The action starts when an aging Brit picks up the phone and hears a mysterious voice on the other end: “Remember you must die.”

Pretty soon, multiple characters in Muriel Spark’s Memento Mori receive these pesky calls.

I wasn’t sure I would like a book filled with wrinkly oldsters taking tea and answering nuisance calls. But it wasn’t long before Dame Lettie, Mrs. Pettigrew and the grannies won me over.

Dame Lettie can barely haul her girth up a flight of stairs. She constantly changes her will, depending on who she argued with that day.

Charmian Colston is an author long past her glory. She issues instructions to her maid, Taylor. The problem is, Taylor left Charmian’s employ quite some time ago.

Alec Warner, fussy old sociologist, ends every conversation by jotting down lab-accurate notes and filing them in the cabinets back at his flat. Either he’s leaving some great field notes for future archeaologists, or he’s planning quite a novel.
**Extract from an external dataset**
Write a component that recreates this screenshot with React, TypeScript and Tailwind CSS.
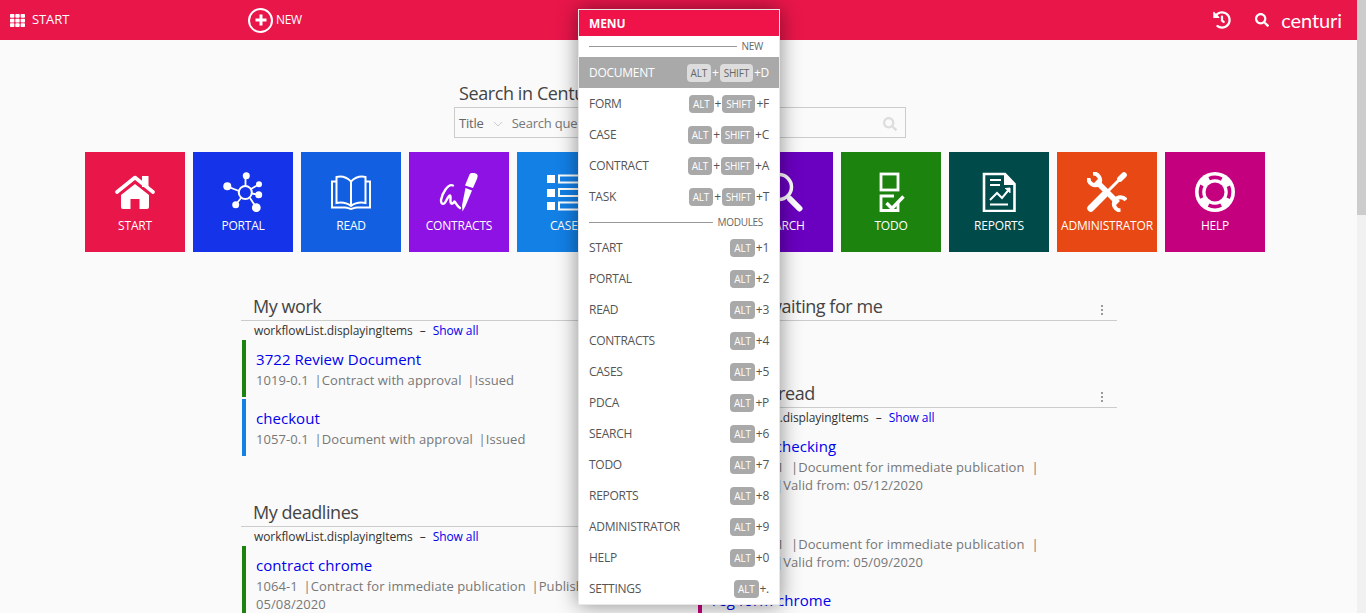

Mrs. Pettigrew is the kind of household help that ends up named in her employer’s will. Is it because she fluffs the couch pillows just right or is she up to something else?

Then there are the grannies, a dozen women confined to the hospital ward. Granny Valvona keeps the whole crew up to date on their horoscopes and Granny Barnacle invents a more fitting name for the nasty new charge nurse.

These folks are linked together by old rivalries and romances. No wonder old Alec takes loads of notes. By the time a human reaches 83-years-old, he or she is material for a dozen books.

The only thing more fun than reading this book would be watching the movie. Why haven’t they made it yet?